Que cet article ne dépeignait qu’une seule réalité. Bien sûr, certains des réfugiés avaient de bons jobs chez eux. J’ai rencontré une dirigeante d’entreprise qui ne savait pas quoi faire en arrivant et qui est devenue femme de ménage. Certains ne sont peut-être pas désireux de recommencer à zéro, mais cet article est faux.
J’ai un bachelor, un MBA et je suis en train de passer un master en sciences environnementales, mais je cherche un job de survie que je ne parviens même pas à trouver. Tout le monde n’est pas prêt à s’abaisser à ce niveau, mais cet article ne dépeignait pas la complexité de la situation. Car le permis S est dissuasif sur le marché du travail.
Quels problèmes concrets pose ce permis?
Les démarches prennent trop de temps, mais ce n’est pas tout. Selon la loi – c’est d’ailleurs inscrit au dos de notre permis – si on trouve un travail, on doit faire des jours d’essai et s’ils sont concluant, on ne peut pas commencer à travailler tant que le canton n’a pas donné son accord. Ils disent que c’est rapide, mais selon mon expérience, cela peut prendre entre quatre et huit semaines. Lorsqu’un employeur recherche un candidat, il n’attend pas autant de temps.
J’avais trouvé un emploi dans une entreprise de livraison à domicile, mais lorsqu’ils ont vu mon permis S, ils m’ont dit que les démarches administratives étaient trop compliquées. A une autre occasion, j’ai voulu m’inscrire à une agence d’interim. On m’a répondu qu’on ne me prendrait pas avec ce permis, uniquement les permis B avaient une chance de décrocher un travail.
Combien est-ce que le canton vous donne par mois?
Il paie mes frais de santé, mon hébergement, mes frais de transport et me donne 387 francs par mois pour manger. C’est pourquoi j’ai la motivation de trouver un emploi.
Est-ce plus difficile d’être noir ou d’être Ukrainien en Suisse?
Je n’ai pas vécu de discrimination, je suis plutôt très reconnaissante envers la Suisse. Mais je ressens de la discrimination dans le monde du travail, où j’ai le sentiment de davantage de conservatisme et peut-être de racisme.

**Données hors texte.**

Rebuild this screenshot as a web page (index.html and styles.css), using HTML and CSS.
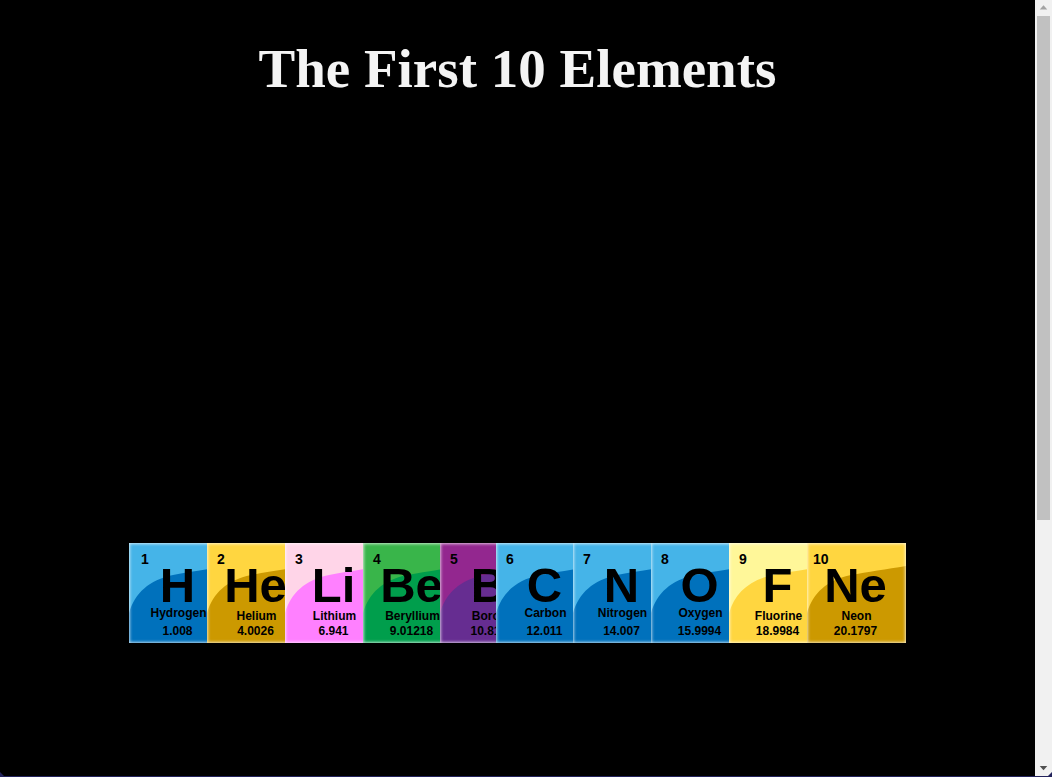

C’est probablement pire pour les noirs, en tant que ressortissant d’un pays du tiers monde. Les membres de l’Union européenne sont privilégiés.
Une des raisons pour lesquelles les employeurs rechignent à engager des réfugiés ukrainiens, c’est par peur d’investir dans un employé qui quitterait le pays une fois la guerre terminée. Comprenez-vous cet argument?
C’est pourquoi notre permis S est surnommé le permis SOS. Lorsque j’ai été engagée par une entreprise de nettoyage il y a un petit moment, on m’a demandé d’envoyer mes documents. Le recruteur a vraiment essayé d’appuyer mon dossier, mais son patron a refusé à cause de mon permis.
On ne sait pas combien de temps la guerre va durer, mais le marché du travail suisse a besoin d’être plus flexible et plus informé. La plupart des employeurs ne savent même pas ce qu’est un permis S et ce qu’il implique.
Pour ma part, bien sûr que j’ai envie de rester en Suisse, qui ne le voudrait pas? J’ai recommencé ma vie, je suis des cours, j’apprends une nouvelle langue… mais si on me demande de partir, je partirai.
La Suisse est un endroit où on peut être vraiment soi-même. Il n’y a pas de différence entre les gens en fonction de leurs origines. On jouit d’une large liberté d’expression. C’est ici que j’ai envie de faire ma vie.